Written instruction> Copy every line that holds "React".

Given material>
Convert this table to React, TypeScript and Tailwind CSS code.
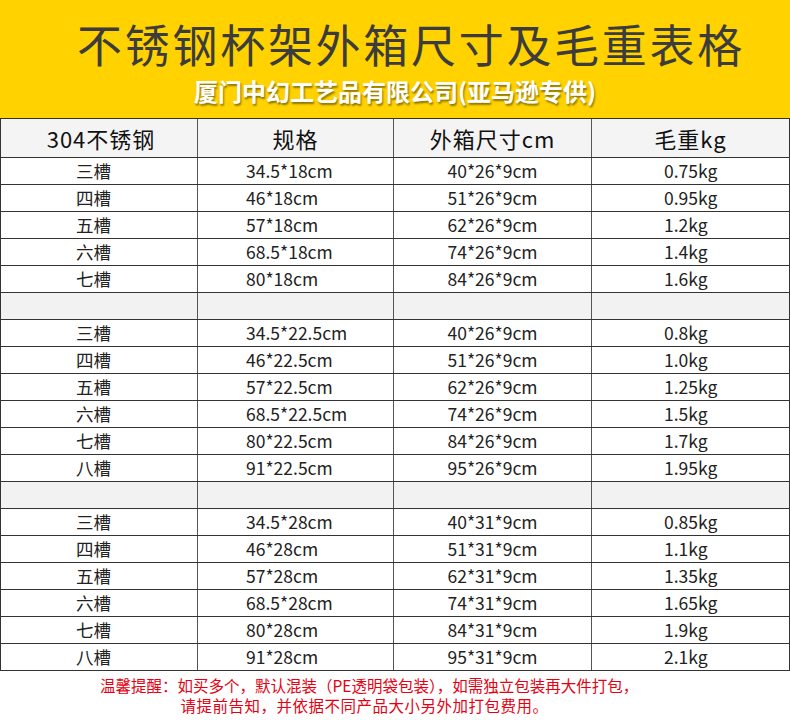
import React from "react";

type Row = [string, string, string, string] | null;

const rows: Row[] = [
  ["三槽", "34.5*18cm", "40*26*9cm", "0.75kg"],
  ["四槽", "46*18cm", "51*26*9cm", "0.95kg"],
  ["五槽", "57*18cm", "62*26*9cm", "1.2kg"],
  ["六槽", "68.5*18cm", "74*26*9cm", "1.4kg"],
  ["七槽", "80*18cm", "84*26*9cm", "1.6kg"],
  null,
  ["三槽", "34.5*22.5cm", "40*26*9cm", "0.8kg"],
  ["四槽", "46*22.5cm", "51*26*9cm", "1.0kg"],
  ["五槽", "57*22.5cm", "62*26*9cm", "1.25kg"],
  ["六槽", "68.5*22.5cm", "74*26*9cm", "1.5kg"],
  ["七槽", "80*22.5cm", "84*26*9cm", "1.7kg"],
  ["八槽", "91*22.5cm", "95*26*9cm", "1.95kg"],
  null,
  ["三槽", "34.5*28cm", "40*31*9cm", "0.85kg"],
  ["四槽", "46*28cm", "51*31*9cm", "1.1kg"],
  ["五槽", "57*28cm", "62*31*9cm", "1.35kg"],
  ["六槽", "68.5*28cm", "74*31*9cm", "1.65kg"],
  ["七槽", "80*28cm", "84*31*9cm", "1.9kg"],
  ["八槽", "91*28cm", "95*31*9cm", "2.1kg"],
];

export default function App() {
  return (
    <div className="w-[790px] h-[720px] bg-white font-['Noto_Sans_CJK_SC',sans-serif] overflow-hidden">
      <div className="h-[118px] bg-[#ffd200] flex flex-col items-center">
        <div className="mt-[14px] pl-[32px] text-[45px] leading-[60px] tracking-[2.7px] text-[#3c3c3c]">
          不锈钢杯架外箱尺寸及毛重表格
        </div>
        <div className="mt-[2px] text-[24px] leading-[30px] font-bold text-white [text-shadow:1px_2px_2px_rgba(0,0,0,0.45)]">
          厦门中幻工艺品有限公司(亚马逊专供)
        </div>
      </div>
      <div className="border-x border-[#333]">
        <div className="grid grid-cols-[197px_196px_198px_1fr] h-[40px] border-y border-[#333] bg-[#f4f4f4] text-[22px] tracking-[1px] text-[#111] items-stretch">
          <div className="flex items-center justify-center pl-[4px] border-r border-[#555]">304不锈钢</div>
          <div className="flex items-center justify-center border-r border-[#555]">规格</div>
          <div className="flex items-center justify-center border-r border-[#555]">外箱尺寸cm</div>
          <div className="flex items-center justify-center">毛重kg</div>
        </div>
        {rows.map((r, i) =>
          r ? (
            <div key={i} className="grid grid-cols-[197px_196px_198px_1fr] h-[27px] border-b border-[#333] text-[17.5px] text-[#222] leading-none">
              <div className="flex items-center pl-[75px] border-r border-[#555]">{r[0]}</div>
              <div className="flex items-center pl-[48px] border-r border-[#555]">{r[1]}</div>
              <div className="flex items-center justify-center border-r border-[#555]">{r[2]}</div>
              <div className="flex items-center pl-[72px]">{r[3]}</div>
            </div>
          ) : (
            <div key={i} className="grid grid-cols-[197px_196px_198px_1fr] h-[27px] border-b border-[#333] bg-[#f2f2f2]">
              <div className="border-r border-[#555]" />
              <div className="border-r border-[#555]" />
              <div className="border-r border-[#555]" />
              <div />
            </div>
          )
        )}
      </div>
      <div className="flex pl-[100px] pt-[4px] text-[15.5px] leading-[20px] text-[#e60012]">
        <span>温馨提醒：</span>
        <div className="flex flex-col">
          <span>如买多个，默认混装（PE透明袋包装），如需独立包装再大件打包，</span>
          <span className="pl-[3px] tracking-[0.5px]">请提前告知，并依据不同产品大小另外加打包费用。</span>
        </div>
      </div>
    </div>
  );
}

Final result>
Convert this table to React, TypeScript and Tailwind CSS code.
import React from "react";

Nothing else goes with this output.